I used to be the one always knowing.. not the one guessing.. or wondering.. I always had what i wanted set and clear.. Life used to be so much simpler.. But now.. I don't know anymore.. I'm not even sure that i want to know.. maybe I'm afraid of what i'll find.. maybe I'm just not willing to let go of everything..
At the end of it all, I can't deny what's there.. Cuz what's there is there.. and I'm gonna have to face it sooner or later.. You know how they said that it's easier to take care of your own problems then other people's problems? Well, they were wrong.. It's easy to tell someone else what to do.. what to feel.. and how to act.. But when it comes to your own problems.. it's hard.. very hard..

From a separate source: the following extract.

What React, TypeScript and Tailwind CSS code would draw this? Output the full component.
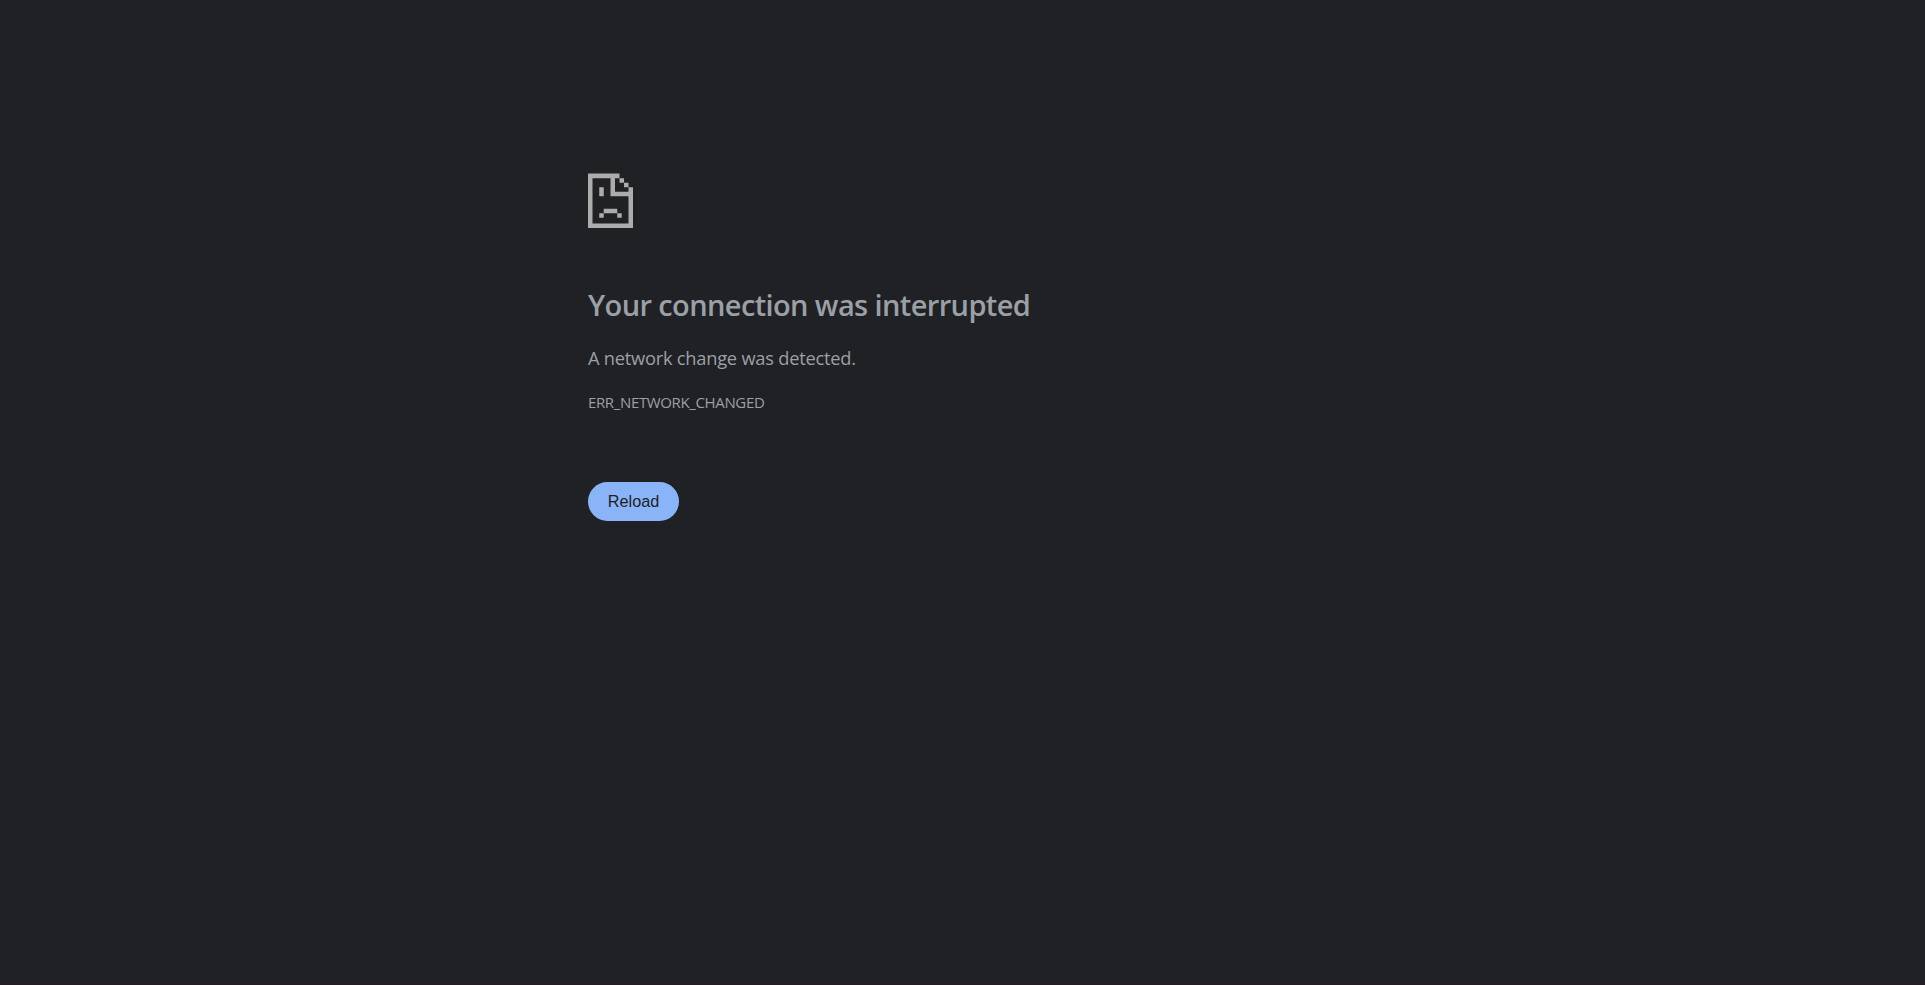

I think girls (most, not all) would never know what a guy (some, not most) would do for who they love.. they seem to expect and believe the worst.. I guess the media did a good job about that.. girls just find it so hard to trust guys nowadays.. Well, I guess in the end, it's just a choice that has to be made.. you chose what you want to believe.. It has always been that way, and always will..
Yeah, this is the part where you find out who you are,
And these are the friends, those who've been there from the start.
So to hell with the bad news,
Dirt on your new shoes,
It rained all of May till the month of June.
- The Maine
take care,
~daN~
I hope someday you'll understand.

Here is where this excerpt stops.